In the 1990s, that is the challenge behind “keeping Mory’s Mory’s.” The club’s governors and members continue to try to strike a balance between preserving Mory’s traditions and preserving its attractiveness to students, whom the governors all say are its most important constituents. While some have suggested that the club open its membership to people outside the Yale community, the board has so far rejected that idea, maintaining that Mory’s is, at its essence, about Yale.

Maybe that’s why Mory’s governors tell a certain story about fast-food magnate Ray Kroc with such amusement. When the man who built the McDonald’s empire visited Yale, he was taken to lunch at Mory’s. He admired the club greatly and, after lunch, made a proposition. “If you give me the franchise,” he said, “I’ll put a Mory’s on every college campus in the country.”
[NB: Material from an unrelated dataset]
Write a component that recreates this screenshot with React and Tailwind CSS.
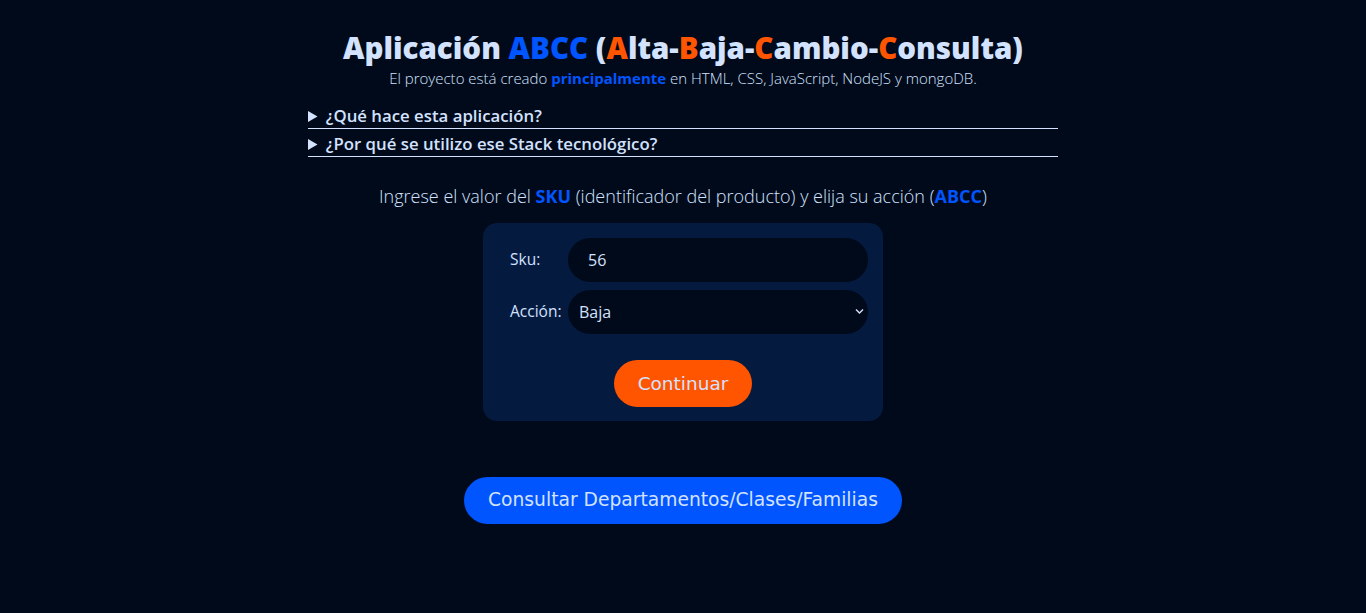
import React, { useState } from 'react';

const sans = "font-['Open_Sans','Noto_Sans',sans-serif]";
const verdana = "font-['DejaVu_Sans',Verdana,sans-serif]";

const App = () => {
    const [sku, setSku] = useState('56');
    const [accion, setAccion] = useState('Baja');

    return (
        <div className={`min-h-screen w-full bg-[#000a1a] text-[#d3e2ff] ${sans}`}>
            <div className="flex flex-col items-center pt-[28px]">
                <h1 className="text-[29.5px] font-extrabold leading-[40px]">
                    Aplicación <span className="text-[#0055ff]">ABCC</span> (
                    <span className="text-[#ff5500]">A</span>lta-
                    <span className="text-[#ff5500]">B</span>aja-
                    <span className="text-[#ff5500]">C</span>ambio-
                    <span className="text-[#ff5500]">C</span>onsulta)
                </h1>
                <p className="text-[15px] font-light leading-[20px]">
                    El proyecto está creado <b className="font-bold text-[#0055ff]">principalmente</b> en HTML, CSS, JavaScript, NodeJS y mongoDB.
                </p>

                <div className="mt-[16px] w-[750px]">
                    <details className="border-b border-[#d3e2ff]">
                        <summary className="cursor-pointer text-[16.8px] font-semibold leading-[24px]">¿Qué hace esta aplicación?</summary>
                    </details>
                    <details className="mt-[3px] border-b border-[#d3e2ff]">
                        <summary className="cursor-pointer text-[16.8px] font-semibold leading-[24px]">¿Por qué se utilizo ese Stack tecnológico?</summary>
                    </details>
                </div>

                <p className="mt-[27px] text-[18px] font-light leading-[24px]">
                    Ingrese el valor del <b className="font-bold text-[#0055ff]">SKU</b> (identificador del producto) y elija su acción (<b className="font-bold text-[#0055ff]">ABCC</b>)
                </p>

                <div className="mt-[15px] flex w-[400px] flex-col rounded-[14px] bg-[#051a3f] pl-[27px] pr-[15px] pt-[15px] pb-[14px]">
                    <div className="flex items-center">
                        <label className="w-[58px] text-[15.5px]">Sku:</label>
                        <input
                            value={sku}
                            onChange={e => setSku(e.target.value)}
                            className="h-[44px] flex-1 rounded-full bg-[#000a1a] px-[20px] text-[16px] text-[#d3e2ff] outline-none"
                        />
                    </div>
                    <div className="mt-[8px] flex items-center">
                        <label className="w-[58px] text-[15.5px]">Acción:</label>
                        <div className="relative flex-1">
                            <select
                                value={accion}
                                onChange={e => setAccion(e.target.value)}
                                className="h-[44px] w-full appearance-none rounded-full bg-[#000a1a] pl-[11px] text-[16px] text-[#d3e2ff] outline-none"
                            >
                                <option>Alta</option>
                                <option>Baja</option>
                                <option>Cambio</option>
                                <option>Consulta</option>
                            </select>
                            <svg className="pointer-events-none absolute right-[4px] top-[18px]" width="9" height="7" viewBox="0 0 9 7" fill="none" stroke="#d3e2ff" strokeWidth="1.4">
                                <path d="M1 1.5l3.5 3.5 3.5-3.5" />
                            </svg>
                        </div>
                    </div>
                    <div className="mt-[26px] flex justify-center pr-[12px]">
                        <button className={`h-[47px] w-[138px] rounded-full bg-[#ff5500] text-[18.5px] text-[#d3e2ff] ${verdana}`}>
                            Continuar
                        </button>
                    </div>
                </div>

                <button className={`mt-[56px] h-[47px] w-[438px] rounded-full bg-[#0055ff] text-[18.7px] text-[#d3e2ff] ${verdana}`}>
                    Consultar Departamentos/Clases/Familias
                </button>
            </div>
        </div>
    );
};

export default App;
The proposition was declined, politely.  the end

 
     
 

 

 

 

What’s in Those Things?

There’s no mention of Mory’s “cups” in the “Whiffenpoof Song,” but the silver-plated, double-handled vessels filled with alcoholic punches are nearly as famous as the musical theme. In a ritual that dates back at least to 1886, Mory’s patrons who dare to order the concoctions are presented with a trophy cup full of a colored liquid, which they proceed to share by passing it around the table while singing traditional tunes or offering toasts. The person left drinking the last drops must twirl the overturned cup on his or her head, then place it upside down on the table. If any drops are visible, the unlucky contestant must buy the next round.

While the “velvet” cup, a foam-topped mixture of champagne and stout reviled by many, is the oldest cup at Mory’s, the green cup is the most storied. Among alumni from before about 1970, it is the most frequently chosen cup, and its exact contents are known only to manager Carl Bauer and the two managers who preceded him. (One former manager is said to have had a contract that would require him to forfeit his pension if he revealed the recipe.) Younger alumni tend to favor the red cup, which gets its color from grenadine. The gold cup contains champagne and orange juice, the blue cup curacao, and the new purple cup—the favorite of the current Whiffenpoofs—features chambord.

Patrons who choose not to sample spirits can still indulge in the timeless ritual (and feel better about it in the morning): Bauer recently introduced the Imperial cup, a mix of fruit juice and soda—but no alcohol.